The 2010-11 season was the one that got me to invest, emotionally and intellectually, into the team and the sport. I watched avidly and rarely missing a game on TV. I watched as the team made it into the playoffs and went on one of those unexpected Cinderella Runs. Along with all of the other Lightning fans I was heartbroken following the loss to the Boston Bruins in Game Seven of the Eastern Conference Finals.

Of course, being new to hockey, I figured the team would be right back at it. I mean, after all, the Rays continued to have success after their surprise playoff run in 2008, right?

I, of course, was wrong. I watched through the frustrating seasons of 2011-12 and the lockout shortened 2012-13. Along the way though, I joined Twitter, I started reading about the team, the prospects, everything. This is when I learned a lot about the game and eventually became a season ticket member for the 2014-15 season despite having an hour commute to get to games.

Then the Lightning made it to the Stanley Cup Finals in 2015, another unexpected run for a still young and developing team after getting swept by the Montreal Canadiens the previous year. Despite the loss to Chicago I thought we’d be right back to the Finals. We had so much young talent. We had Ben Bishop, one of the best goaltenders in the NHL. We had Andrei Vasilevskiy, the best goaltending prospect in the world. We had a great coach. Alas, the Lightning failed to get back to the Finals until 2020.

When they finally made it, finally won the Cup again in 2020, it was bittersweet. I had gotten to see this core, this group that had seen so much heartbreak, lose to the eventual Stanley Cup Champion in three of the previous five playoffs. (Then there was the sweep by Columbus.) But I finally saw them lift their Cup. These players that I had seen give their all for almost a decade had made it. They’d won. They’d achieved their ultimate hockey dream.

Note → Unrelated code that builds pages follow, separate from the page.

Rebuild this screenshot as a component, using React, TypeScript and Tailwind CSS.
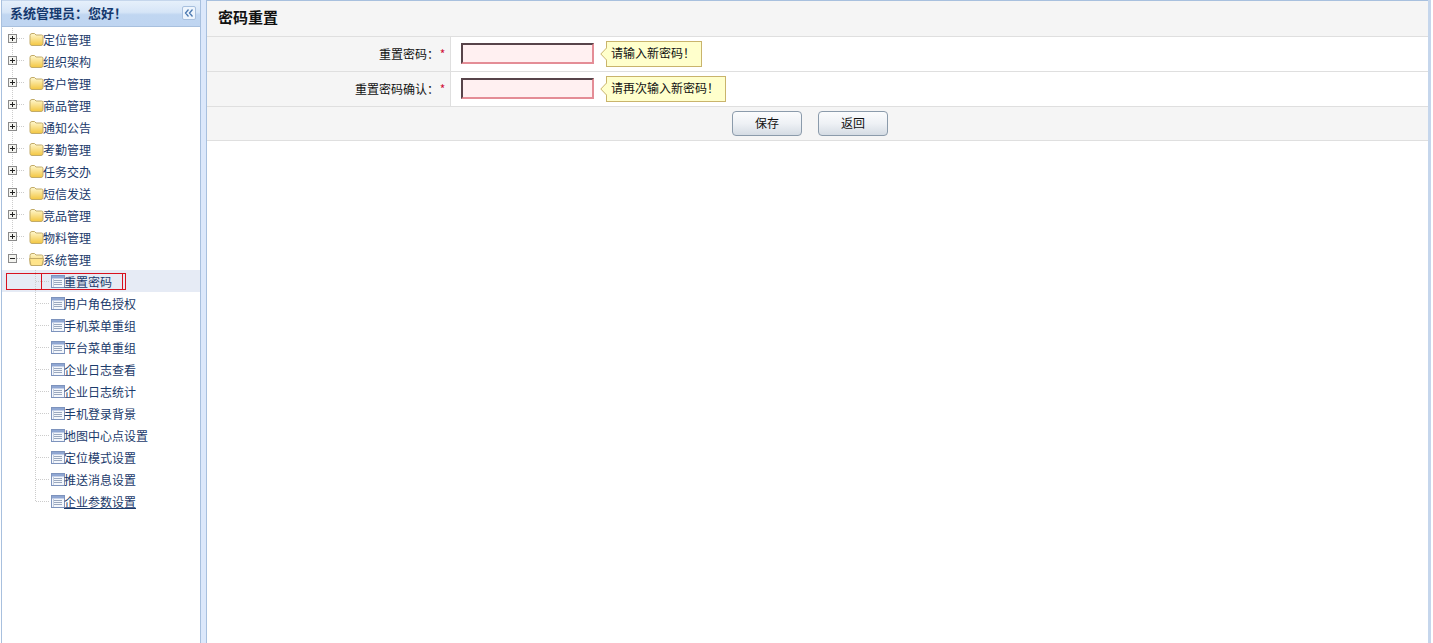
import React from "react";

const groups = ["定位管理", "组织架构", "客户管理", "商品管理", "通知公告", "考勤管理", "任务交办", "短信发送", "竞品管理", "物料管理"];
const children = ["重置密码", "用户角色授权", "手机菜单重组", "平台菜单重组", "企业日志查看", "企业日志统计", "手机登录背景", "地图中心点设置", "定位模式设置", "推送消息设置", "企业参数设置"];

const font = "font-['Noto_Sans_CJK_SC','Liberation_Sans',sans-serif]";

function Folder({ open }: { open?: boolean }) {
  return (
    <svg width="15" height="13" viewBox="0 0 15 13" className="shrink-0">
      <defs>
        <linearGradient id="fold" x1="0" y1="0" x2="0" y2="1">
          <stop offset="0" stopColor="#fff8d0" />
          <stop offset="1" stopColor="#f3c640" />
        </linearGradient>
      </defs>
      <path d="M1 2.5 Q1 0.5 3 0.5 H5.5 L7 2 H12.5 Q14 2 14 3.5 V10.5 Q14 12.5 12 12.5 H3 Q1 12.5 1 10.5 Z" fill="url(#fold)" stroke="#c2ab68" />
      {open && <path d="M0.5 5.5 H14.5 L13 12.5 H2 Z" fill="#ffe48a" stroke="#c2ab68" />}
    </svg>
  );
}

function PageIcon() {
  return (
    <svg width="14" height="13" viewBox="0 0 14 13" className="shrink-0">
      <rect x="0.5" y="0.5" width="13" height="12" fill="#f4f7fc" stroke="#7d93bd" />
      <rect x="1" y="1" width="12" height="2.5" fill="#8fa6d2" />
      <path d="M3 5.5H11M3 7.5H11M3 9.5H11" stroke="#9aa8bf" />
      <path d="M2.5 4V12" stroke="#c3cee0" />
    </svg>
  );
}

function Expander({ open, last }: { open?: boolean; last?: boolean }) {
  return (
    <svg width="27" height="22" viewBox="0 0 27 22" className="shrink-0">
      <path d={last ? "M10.5 0V6" : "M10.5 0V22"} stroke="#ccc" strokeDasharray="1 1" />
      <path d="M15 10.5H23" stroke="#ccc" strokeDasharray="1 1" />
      <rect x="6.5" y="6.5" width="8" height="8" fill="#f4f4f0" stroke="#8a8a8a" />
      <path d="M8 10.5H13" stroke="#222" />
      {!open && <path d="M10.5 8V13" stroke="#222" />}
    </svg>
  );
}

function ChildBranch({ last }: { last?: boolean }) {
  return (
    <svg width="49" height="22" viewBox="0 0 49 22" className="shrink-0">
      <path d={last ? "M33.5 0V11" : "M33.5 0V22"} stroke="#ccc" strokeDasharray="1 1" />
      <path d="M34 11.5H47" stroke="#ccc" strokeDasharray="1 1" />
    </svg>
  );
}

function FormRow({ label, tip }: { label: string; tip: string }) {
  return (
    <div className="flex h-[35px] border-b border-[#dfdfdf]">
      <div className="flex w-[244px] items-center justify-end border-r border-[#dfdfdf] bg-[#f5f5f5] pb-[1px] pr-[4px] text-[12px] text-[#111]">
        <span>{label}：</span>
        <span className="w-[7px] text-center text-[#d0103a]">*</span>
      </div>
      <div className="flex items-center pb-[1px] pl-[10px]">
        <div className="h-[21px] w-[133px] border-2 border-t-[#57444a] border-l-[#57444a] border-r-[#e48d96] border-b-[#e48d96] bg-[#fff0f1]" />
        <div className="relative ml-[12px] flex h-[26px] items-center border border-[#c9b46c] bg-[#ffffcc] pb-[2px] pl-[4px] pr-[6px] text-[12px] text-[#111]">
          <svg width="7" height="14" viewBox="0 0 7 14" className="absolute left-[-7px] top-[5px]">
            <path d="M7 0.5 L0.8 7 L7 13.5" fill="#ffffcc" stroke="#c9b46c" />
          </svg>
          {tip}
        </div>
      </div>
    </div>
  );
}

function Btn({ text }: { text: string }) {
  return (
    <button className="h-[25px] w-[70px] rounded-[4px] border border-[#8b9bab] bg-gradient-to-b from-[#fbfcfd] via-[#eef1f5] to-[#d5dce4] text-[12px] text-[#111]">
      {text}
    </button>
  );
}

export default function App() {
  return (
    <div className={`relative flex h-[643px] w-[1433px] overflow-hidden bg-white ${font}`}>
      <aside className="ml-[1px] flex w-[200px] shrink-0 flex-col border-x border-[#a8c0de]">
        <div className="flex h-[27px] shrink-0 items-center justify-between border-y border-[#a8c0de] border-t-[#c5d6ec] bg-[linear-gradient(to_bottom,#e6f0fb_0%,#d6e5f7_45%,#c0d6f1_55%,#bfd5f1_100%)] pb-[2px] pl-[8px] pr-[4px]">
          <span className="text-[13px] font-bold text-[#15396e]">系统管理员：您好！</span>
          <span className="flex h-[14px] w-[14px] items-center justify-center rounded-[2px] border border-[#a8c0de] bg-[#eef5fd]">
            <svg width="10" height="8" viewBox="0 0 10 8">
              <path d="M4.5 0.5 L1.5 4 L4.5 7.5M8.5 0.5 L5.5 4 L8.5 7.5" fill="none" stroke="#4a78b0" strokeWidth="1.3" />
            </svg>
          </span>
        </div>
        <div className="pt-[1px] text-[12px] text-[#1b3a6b]">
          {groups.map((g) => (
            <div key={g} className="flex h-[22px] items-center">
              <Expander />
              <Folder />
              <span className="-ml-[1px] pt-[2px]">{g}</span>
            </div>
          ))}
          <div className="flex h-[22px] items-center">
            <Expander open last />
            <Folder open />
            <span className="-ml-[1px] pt-[2px]">系统管理</span>
          </div>
          {children.map((c, i) => (
            <div key={c} className={`flex h-[22px] items-center ${i === 0 ? "bg-[#e6ebf5]" : ""}`}>
              <ChildBranch last={i === children.length - 1} />
              <PageIcon />
              <span className={i === children.length - 1 ? "-ml-[1px] mt-[2px] underline" : "-ml-[1px] mt-[2px]"}>{c}</span>
            </div>
          ))}
        </div>
      </aside>

      <div className="w-[6px] shrink-0 border-r border-[#a8c0de] bg-[#dce8fb]" />

      <main className="w-[1224px] shrink-0 border-r-[3px] border-[#c5d6ec]">
        <div className="flex h-[37px] items-center border-y border-[#dfdfdf] border-t-[#a8c0de] bg-[#f5f5f5] pb-[2px] pl-[11px] text-[15px] font-bold text-[#111]">
          密码重置
        </div>
        <FormRow label="重置密码" tip="请输入新密码！" />
        <FormRow label="重置密码确认" tip="请再次输入新密码！" />
        <div className="flex h-[34px] items-center justify-center gap-[16px] border-b border-[#dfdfdf] bg-[#f5f5f5] pb-[1px] pr-[15px]">
          <Btn text="保存" />
          <Btn text="返回" />
        </div>
      </main>

      {/* red annotation box drawn over the screenshot */}
      <div className="absolute left-[6px] top-[273px] h-[17px] w-[120px] border border-[#d8121f]">
        <div className="ml-[34px] h-full w-[82px] border-x border-[#d8121f]" />
      </div>
    </div>
  );
}
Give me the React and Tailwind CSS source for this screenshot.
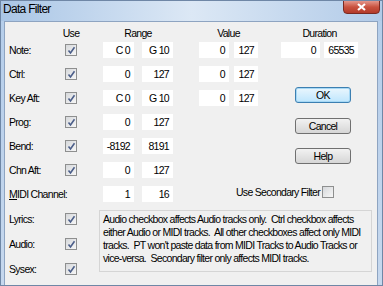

For me, the bitterness was that I had not attended a single playoff game in person. I was at home for every single game. I watched from my home office, on my computer — the same place I sat almost every single day for a year whether I was working or not. The room that, now that I’m back in the office working, I can barely stand to step foot in. This past year and a half has been rough on mental health for myself and for millions of other people. But one of my worst regrets was not being in person for a single minute of those playoffs.

With my investment in the game also came the knowledge and perspective that it’s hard to win Stanley Cups. It’s always been difficult, but it’s even harder in the Salary Cap Era. It’s especially hard to win more than one. Only the Pittsburgh Penguins, Los Angeles Kings, and Chicago Blackhawks had managed to win more than one since the salary cap was instituted.

I knew, following the 2020 Cup win, that there was every possibility that I could go another decade or two or three or four without seeing the Lightning even get to the Finals, much less win another Stanley Cup.

Fast forward ten months. Wednesday night.

Game Five. I found myself in Amalie Arena. Section 329. Row K. Seat 5. I was far from the seat that I have inhabited for almost every game since 2014-15. But at least I was in the arena. I was in the building with a chance to see the Lightning win the Cup and raise it on home ice, something that very few teams have done in recent years.

And it happened.

Seeing that on Wednesday was like a dam broke inside me. That regret. That bitterness. That pent up frustration and anxiety. It washed away when the horn blew and I gave high fives to the amazing fans around me in the stands that I had only just met that evening.

The bitterness fled when I watched Andrei Vasilevskiy raise the Conn Smythe Trophy, and then I watched Steven Stamkos lift the Stanley Cup — and Victor Hedman — and Alex Killorn — and Tyler Johnson — all these other players that I had been following since they joined the organization. These were players I had watched grow up from 18-year-old kids at the draft with nothing but hopes and dreams and potential ahead of them, into bona fide NHL players and Stanley Cup Champions. Again!

Seeing all of that happen, right before my eyes, is a memory I’ll carry with me for as long as I live.